Uyku düzeni sporcu sağlığında dikkat edilmesi gereken hususlardan biridir. Gece en az 7-8 saatlik uyku gerekmektedir. Büyüme hormonu ve melatonin en çok gece salgılanmaktadır. Bu hormonlar vücutta hasarlı dokuların yenilenmesini hızlandırır. Büyüme hormonu azaldığında kilo ve konsantrasyon problemleri oluşur. Vücudun onarım mekanizması azalır.
Antrenmanlar arası dinlenme süreci sporcu sağlığında çok önemlidir. Rejenere olamamış (yenilenmemiş) vücut yorgun, fiziki ve psikolojik olarak isteksiz ve de güçsüz olacağından daha kolay yaralanmaya neden olur. Yeteri kadar dinlenilmeden yapılacak aşırı yüklenmeler ile ilgili diğer bir sorun ise ciddi performans düşüklüğü ile karakterize olan SÜRANTRENE durumudur. Günler-haftalarca süren kalıcı kronik bir yorgunluk ve kalıcı bir performans düşüklüğüne verilen addır. Burada kastedilen antrenmanları takiben ortaya çıkan kısa süreli yorgunluk, geçici performans düşüklüğü değildir. Genellikle uyku kalitesinde bozulma, cinsel içgüdü ve iştah kaybı, duygu durum bozukluğu, mücadele isteğinde azalma gibi yakınmalar ve depresyon eşlik eder. Birkaç haftalık tam istirahate rağmen yakınmalar gerilemeyebilir.

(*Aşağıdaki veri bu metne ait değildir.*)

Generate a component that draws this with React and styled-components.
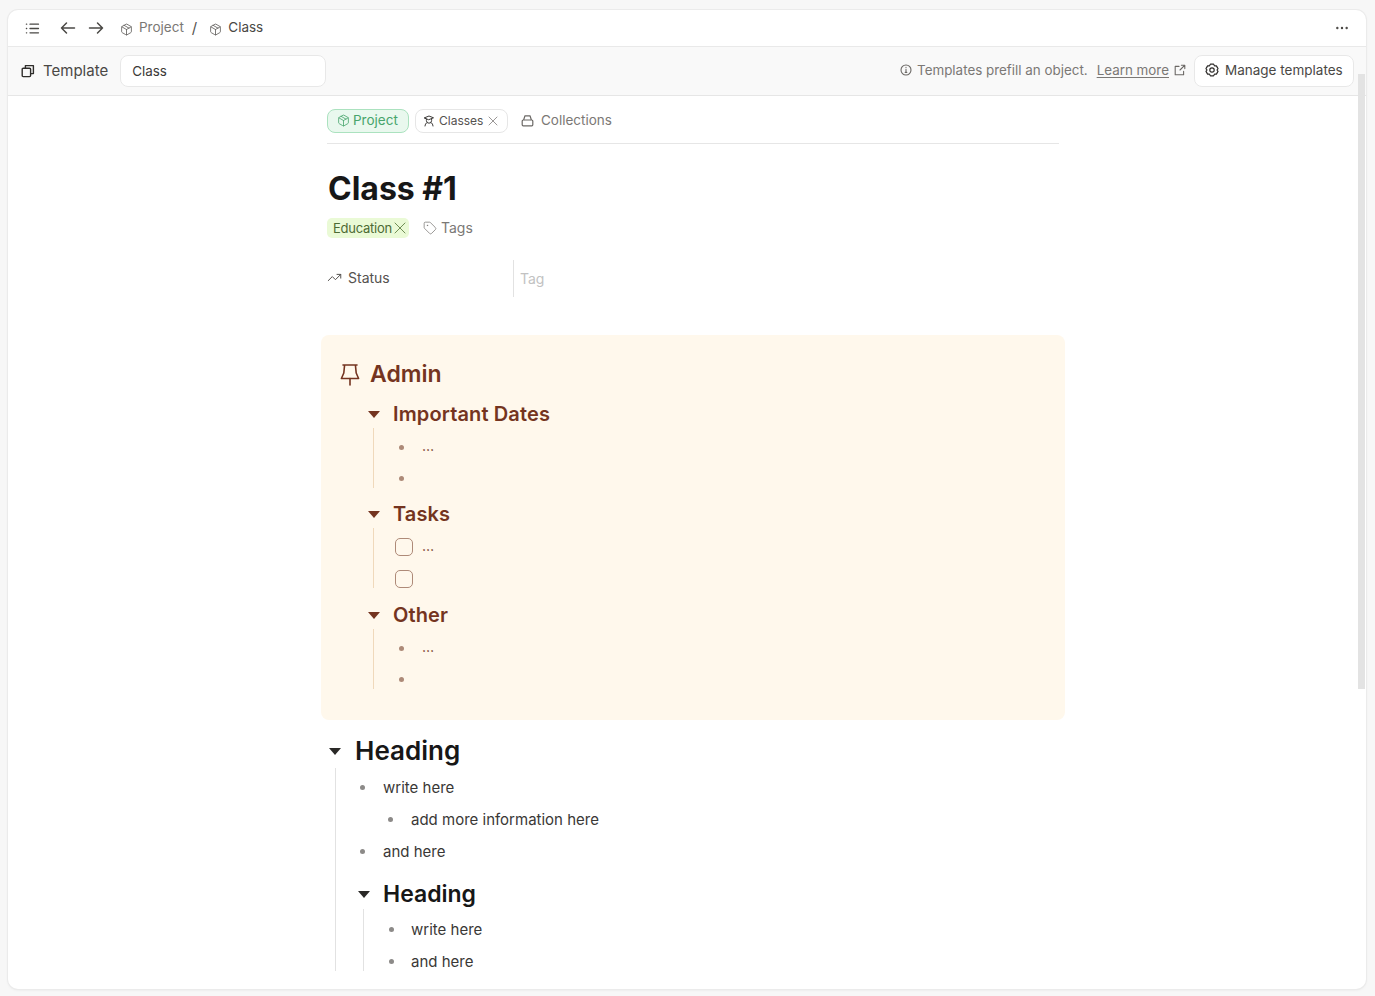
import React from 'react';
import styled, { createGlobalStyle } from 'styled-components';
import { Package, X, Tag, TrendingUp, Ellipsis } from 'lucide-react';

const Global = createGlobalStyle`
  html, body { margin: 0; padding: 0; height: 100%; background: #f7f7f7; overflow: hidden; }
  body { font-family: Inter, "Noto Sans", sans-serif; color: #1a1a1a; }
  * { box-sizing: border-box; }
`;

const Page = styled.div`
  height: 996px;
  padding: 10px 9px 6px 8px;
`;
const Win = styled.div`
  position: relative;
  height: 979px;
  background: #fff;
  border-radius: 10px;
  box-shadow: 0 0 0 1px #ebebeb, 0 1px 3px rgba(0,0,0,.08);
  overflow: hidden;
  display: flex;
  flex-direction: column;
`;
const TopBar = styled.header`
  height: 37px;
  flex: none;
  display: flex;
  align-items: center;
  padding: 0 17px;
  border-bottom: 1px solid #e9e9e9;
  font-size: 13.5px;
  color: #55524f;
`;
const TopIcon = styled.span`
  display: inline-flex;
  color: #4a4845;
  margin-right: ${p => p.$mr}px;
`;
const Crumb = styled.span`
  display: inline-flex;
  align-items: center;
  gap: 6px;
  color: ${p => p.$dark ? '#4a4845' : '#7b7875'};
`;
const CrumbIcon = styled.span`
  display: inline-flex;
  margin-top: 2px;
  color: #5c5a57;
`;
const CrumbText = styled.span`
  margin-top: -2px;
`;
const Slash = styled.span`
  margin: -1px 12px 0 8px;
  color: #55524f;
  font-size: 15px;
`;
const More = styled.span`
  margin-left: auto;
  display: inline-flex;
  margin-right: -1px;
  color: #4a4845;
`;
const TemplateBar = styled.div`
  height: 49px;
  flex: none;
  display: flex;
  align-items: center;
  padding: 0 12px 1px 13px;
  background: #f9f9f9;
  border-bottom: 1px solid #e6e6e6;
`;
const TemplateLabel = styled.span`
  display: inline-flex;
  align-items: center;
  gap: 8px;
  color: #4a4845;
  font-size: 15px;
  margin-right: 12px;
`;
const ClassField = styled.div`
  width: 206px;
  height: 32px;
  background: #fff;
  border: 1px solid #e8e8e8;
  border-radius: 8px;
  display: flex;
  align-items: center;
  padding-left: 11px;
  font-size: 13.4px;
  color: #3c3a38;
`;
const Hint = styled.span`
  margin-left: auto;
  display: inline-flex;
  align-items: center;
  color: #7b7875;
  font-size: 13.4px;
  padding-bottom: 2px;
`;
const HintText = styled.span`
  margin-left: 5px;
  margin-right: 9px;
`;
const LearnLink = styled.a`
  color: #7b7875;
  text-decoration: underline;
  text-underline-offset: 2px;
  margin-right: 5px;
`;
const ManageBtn = styled.button`
  margin-left: 8px;
  height: 32px;
  width: 160px;
  background: #fff;
  border: 1px solid #e8e8e8;
  border-radius: 8px;
  display: flex;
  align-items: center;
  gap: 6px;
  padding: 0 0 2px 10px;
  font: 13.5px Inter, sans-serif;
  color: #4a4845;
`;
const Scrollbar = styled.div`
  position: absolute;
  left: 1350px;
  top: 64px;
  width: 7px;
  height: 615px;
  background: #e3e3e3;
`;
const Column = styled.main`
  width: 744px;
  margin-left: 313px;
  flex: 1;
  overflow: hidden;
`;
const Meta = styled.div`
  margin: 0 6px;
`;
const Tabs = styled.div`
  height: 48px;
  padding-top: 13px;
  display: flex;
  align-items: flex-start;
  gap: 6px;
  border-bottom: 1px solid #e6e6e6;
`;
const ProjectPill = styled.span`
  height: 24px;
  width: 82px;
  display: inline-flex;
  align-items: center;
  gap: 3px;
  padding: 0 0 2px 9px;
  border: 1px solid #abe2bf;
  background: #e9f8ee;
  border-radius: 8px;
  color: #48a56c;
  font-size: 13.5px;
`;
const ClassPill = styled.span`
  height: 24px;
  width: 93px;
  display: inline-flex;
  align-items: center;
  gap: 4px;
  padding: 0 0 1px 7px;
  border: 1px solid #e6e6e6;
  border-radius: 8px;
  color: #55524f;
  font-size: 12px;
`;
const ClassClose = styled.span`
  display: inline-flex;
  margin-left: -2px;
  color: #8a8785;
`;
const Plain = styled.span`
  display: inline-flex;
  align-items: center;
  gap: 7px;
  margin-left: 7px;
  height: 24px;
  padding-bottom: 2px;
  color: #7b7875;
  font-size: 13.5px;
`;
const Title = styled.h1`
  margin: 27px 0 0;
  padding-left: 1px;
  font-size: 32px;
  line-height: 36px;
  font-weight: 700;
  color: #171717;
`;
const TagRow = styled.div`
  margin-top: 11px;
  height: 20px;
  display: flex;
  align-items: center;
`;
const EduTag = styled.span`
  height: 20px;
  width: 82px;
  flex: none;
  display: inline-flex;
  align-items: center;
  padding-left: 6px;
  background: #eafad6;
  border-radius: 5px;
  color: #4d6b34;
  font-size: 13px;
  letter-spacing: -.25px;
`;
const EduClose = styled.span`
  display: inline-flex;
  color: #6f8e54;
  margin-left: -2px;
`;
const TagsAdd = styled.span`
  display: inline-flex;
  align-items: center;
  gap: 4px;
  margin: -1px 0 0 14px;
  font-size: 14px;
  color: #7b7875;
`;
const StatusRow = styled.div`
  margin-top: 22px;
  height: 37px;
  display: flex;
`;
const StatusLabel = styled.div`
  width: 186px;
  display: flex;
  align-items: center;
  gap: 6px;
  font-size: 14px;
  color: #55524f;
  padding-bottom: 3px;
`;
const StatusValue = styled.div`
  flex: 1;
  border-left: 1px solid #e2e2e2;
  display: flex;
  align-items: center;
  padding: 0 0 1px 6px;
  font-size: 14px;
  color: #c2c2c2;
`;
const Callout = styled.section`
  margin-top: 38px;
  height: 385px;
  background: #fff8ec;
  border-radius: 8px;
  padding: 21px 0 0 19px;
  color: #743420;
`;
const CalloutHead = styled.div`
  display: flex;
  align-items: center;
  height: 36px;
  gap: 10px;
  font-size: 23px;
  font-weight: 600;
`;
const Group = styled.div`
  margin-left: ${p => p.$indent}px;
  margin-top: ${p => p.$top}px;
`;
const Toggle = styled.div`
  display: flex;
  align-items: center;
  height: ${p => p.$h}px;
  font-size: ${p => p.$size}px;
  font-weight: ${p => p.$weight};
  letter-spacing: ${p => p.$track || 0}px;
  color: ${p => p.$color};
`;
const HeadText = styled.span`
  margin-top: ${p => p.$lift || 0}px;
`;
const Arrow = styled.span`
  width: 0;
  height: 0;
  flex: none;
  margin-right: ${p => p.$right}px;
  border-left: 6.5px solid transparent;
  border-right: 6.5px solid transparent;
  border-top: 7px solid ${p => p.$color};
`;
const Children = styled.div`
  margin-left: ${p => p.$left}px;
  padding-left: ${p => p.$pad}px;
  border-left: 1px solid ${p => p.$line};
  padding-top: ${p => p.$top || 0}px;
  height: ${p => p.$h}px;
`;
const Row = styled.div`
  display: flex;
  align-items: center;
  height: ${p => p.$h || 32}px;
  font-size: 15px;
  color: ${p => p.$color};
  margin-left: ${p => p.$left || 0}px;
`;
const Placeholder = styled.span`
  font-size: 14px;
  margin-top: -3px;
`;
const Dot = styled.span`
  width: 5px;
  height: 5px;
  border-radius: 50%;
  flex: none;
  background: ${p => p.$color};
  margin-right: ${p => p.$gap}px;
`;
const Check = styled.span`
  width: 18px;
  height: 18px;
  flex: none;
  border: 1.3px solid #ae8a78;
  border-radius: 5px;
  margin-right: 9px;
  margin-left: -3px;
`;

const Cube = () => <Package size={13} strokeWidth={1.5} />;

const ListIcon = () => (
  <svg width="15" height="15" viewBox="0 0 15 15" fill="none" stroke="currentColor" strokeWidth="1.3" strokeLinecap="round">
    <path d="M5 3.2h8.5M5 7.5h8.5M5 11.8h8.5" />
    <path d="M1.4 3.2h.3M1.4 7.5h.3M1.4 11.8h.3" />
  </svg>
);
const BackIcon = () => (
  <svg width="16" height="16" viewBox="0 0 16 16" fill="none" stroke="currentColor" strokeWidth="1.5" strokeLinecap="round" strokeLinejoin="round">
    <path d="M14.5 8H1.5M6.5 3l-5 5 5 5" />
  </svg>
);
const ForwardIcon = () => (
  <svg width="16" height="16" viewBox="0 0 16 16" fill="none" stroke="currentColor" strokeWidth="1.5" strokeLinecap="round" strokeLinejoin="round">
    <path d="M1.5 8h13M9.5 3l5 5-5 5" />
  </svg>
);
const CopyIcon = () => (
  <svg width="14" height="14" viewBox="0 0 14 14" fill="none" stroke="#2f2d2b" strokeWidth="1.4" strokeLinejoin="round">
    <rect x="1.2" y="4.2" width="8.4" height="8.4" rx="1" />
    <path d="M4.4 4.2V1.6h8v8H9.6" />
  </svg>
);
const InfoIcon = () => (
  <svg width="12" height="12" viewBox="0 0 12 12" fill="none" stroke="#6b6865" strokeWidth="1.1" strokeLinecap="round">
    <circle cx="6" cy="6" r="5" />
    <path d="M6 5.4v3M5.2 8.4h1.6M6 3.4v.2" />
  </svg>
);
const ExternalIcon = () => (
  <svg width="12" height="12" viewBox="0 0 12 12" fill="none" stroke="#6b6865" strokeWidth="1.1" strokeLinecap="round" strokeLinejoin="round">
    <path d="M5 2.4H1.2v8.4h8.4V7.4" />
    <path d="M7.4 1.2h3.4v3.4M10.6 1.4 6 6" />
  </svg>
);
const GearIcon = () => (
  <svg width="14" height="14" viewBox="0 0 14 14" fill="none" stroke="#2f2d2b" strokeWidth="1.2" strokeLinejoin="round">
    <path d="M5.4 1.2h3.2l.9 1.6 1.9.1 1.6 2.7-1 1.4 1 1.4-1.6 2.7-1.9.1-.9 1.6H5.4l-.9-1.6-1.9-.1L1 8.4 2 7 1 5.6l1.6-2.7 1.9-.1z" />
    <circle cx="7" cy="7" r="2.2" />
  </svg>
);
const ClassIcon = () => (
  <svg width="12" height="12" viewBox="0 0 12 12" fill="none" stroke="#3c3a38" strokeWidth="1" strokeLinecap="round" strokeLinejoin="round">
    <path d="M1.5 2.8 6 1l4.5 1.8L6 4.6z" />
    <path d="M3.4 4v1.6a2.6 2.6 0 0 0 5.2 0V4M2 11c.2-1.8 1-3 2-3.4M10 11c-.2-1.8-1-3-2-3.4" />
  </svg>
);
const BagIcon = () => (
  <svg width="13" height="13" viewBox="0 0 13 13" fill="none" stroke="#6b6865" strokeWidth="1.2" strokeLinejoin="round">
    <rect x="1.2" y="6" width="10.6" height="5.8" rx="1" />
    <path d="M2.6 6 4 1.8h5L10.4 6" />
  </svg>
);
const PinIcon = () => (
  <svg width="20" height="24" viewBox="0 0 20 24" fill="none" stroke="#743420" strokeWidth="1.6" strokeLinecap="round" strokeLinejoin="round">
    <path d="M3 3h14M4.6 3 3.8 11 1.4 16.5h17.2L16.2 11 15.4 3" />
    <path d="M10 16.5V23" />
  </svg>
);

const CALLOUT = '#743420';
const LINE = '#f0d9bb';
const BULLET = '#ad8a78';
const DARK = '#3a3836';
const GREY = '#8c8a88';
const RULE = '#e2e2e2';

const SubHead = ({ children }) => (
  <Toggle $h={28} $size={20} $weight={600} $track={0.13} $color={CALLOUT}>
    <Arrow $right={13} $color={CALLOUT} />{children}
  </Toggle>
);

export default function App() {
  return (
    <Page>
      <Global />
      <Win>
        <TopBar>
          <TopIcon $mr={20}><ListIcon /></TopIcon>
          <TopIcon $mr={12}><BackIcon /></TopIcon>
          <TopIcon $mr={16}><ForwardIcon /></TopIcon>
          <Crumb><CrumbIcon><Cube /></CrumbIcon><CrumbText>Project</CrumbText></Crumb>
          <Slash>/</Slash>
          <Crumb $dark><CrumbIcon><Cube /></CrumbIcon><CrumbText>Class</CrumbText></Crumb>
          <More><Ellipsis size={16} strokeWidth={1.6} /></More>
        </TopBar>
        <TemplateBar>
          <TemplateLabel><CopyIcon />Template</TemplateLabel>
          <ClassField>Class</ClassField>
          <Hint>
            <InfoIcon />
            <HintText>Templates prefill an object.</HintText>
            <LearnLink>Learn more</LearnLink>
            <ExternalIcon />
          </Hint>
          <ManageBtn><GearIcon />Manage templates</ManageBtn>
        </TemplateBar>
        <Column>
          <Meta>
            <Tabs>
              <ProjectPill><Cube />Project</ProjectPill>
              <ClassPill><ClassIcon />Classes<ClassClose><X size={16} strokeWidth={1.3} /></ClassClose></ClassPill>
              <Plain><BagIcon />Collections</Plain>
            </Tabs>
            <Title>Class #1</Title>
            <TagRow>
              <EduTag>Education<EduClose><X size={20} strokeWidth={1.2} /></EduClose></EduTag>
              <TagsAdd><Tag size={14} strokeWidth={1.3} />Tags</TagsAdd>
            </TagRow>
            <StatusRow>
              <StatusLabel><TrendingUp size={15} strokeWidth={1.6} />Status</StatusLabel>
              <StatusValue>Tag</StatusValue>
            </StatusRow>
          </Meta>
          <Callout>
            <CalloutHead><PinIcon />Admin</CalloutHead>
            <Group $indent={28} $top={8}>
              <SubHead>Important Dates</SubHead>
              <Children $left={5} $pad={25} $line={LINE} $top={3} $h={60}>
                <Row $color={CALLOUT}><Dot $color={BULLET} $gap={18} /><Placeholder>…</Placeholder></Row>
                <Row $color={CALLOUT} $h={30}><Dot $color={BULLET} $gap={18} /></Row>
              </Children>
            </Group>
            <Group $indent={28} $top={12}>
              <SubHead>Tasks</SubHead>
              <Children $left={5} $pad={24} $line={LINE} $top={3} $h={60}>
                <Row $color={CALLOUT}><Check /><Placeholder>…</Placeholder></Row>
                <Row $color={CALLOUT}><Check /></Row>
              </Children>
            </Group>
            <Group $indent={28} $top={13}>
              <SubHead>Other</SubHead>
              <Children $left={5} $pad={25} $line={LINE} $top={3} $h={60}>
                <Row $color={CALLOUT}><Dot $color={BULLET} $gap={18} /><Placeholder>…</Placeholder></Row>
                <Row $color={CALLOUT} $h={30}><Dot $color={BULLET} $gap={18} /></Row>
              </Children>
            </Group>
          </Callout>
          <Group $indent={8} $top={14}>
            <Toggle $h={34} $size={26} $weight={600} $color="#171717">
              <Arrow $right={14} $color="#2a2927" /><HeadText $lift={-2}>Heading</HeadText>
            </Toggle>
            <Children $left={6} $pad={24} $line={RULE} $top={3} $h={203}>
              <Row $color={DARK}><Dot $color={GREY} $gap={18} />write here</Row>
              <Row $color={DARK} $left={28}><Dot $color={GREY} $gap={18} />add more information here</Row>
              <Row $color={DARK}><Dot $color={GREY} $gap={18} />and here</Row>
              <Group $indent={-2} $top={12}>
                <Toggle $h={30} $size={23} $weight={600} $color="#171717">
                  <Arrow $right={13} $color="#2a2927" /><HeadText>Heading</HeadText>
                </Toggle>
                <Children $left={5} $pad={25} $line={RULE} $top={4} $h={62}>
                  <Row $color={DARK}><Dot $color={GREY} $gap={17} />write here</Row>
                  <Row $color={DARK}><Dot $color={GREY} $gap={17} />and here</Row>
                </Children>
              </Group>
            </Children>
          </Group>
        </Column>
        <Scrollbar />
      </Win>
    </Page>
  );
}
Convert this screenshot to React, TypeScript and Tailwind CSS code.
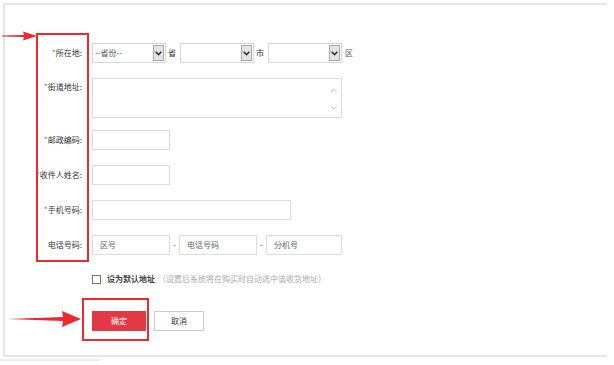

Spor yaralanmalarını en aza indirmek için saha içinde ve dışında gerekli tedbirlerin alınması; emniyet mesafesi, zeminin muntazamlığı, aydınlatma faktörleri, giysi ve ayakkabı konforu da sporcu travmalarını önlemede önemlidir.
Egzersiz hazırlığı sporcuda, travma ve yaralanmaları önlemede önemlidir. Spora başlanmadan ısınma egzersizleriyle başlanıp,yavaş yavaş egzersiz düzeyini artırarak kas iskelet sistemi ve kardiyovasküler sistemi korumuş oluruz. Spor sonrası egzersizi birden sonlandırmadan yavaş yavaş azaltarak,kaslarda laktik asit birikimi ve bunun oluşturacağı etkiler önlenmiş olur.
Spor yaralanmalarının tedavisinde amaç, sporcuyu, sakatlığın uzamasına veya tekrarlamasına neden olmayacak en kısa sürede mümkün olabilecek en iyi performansla spora döndürmektir.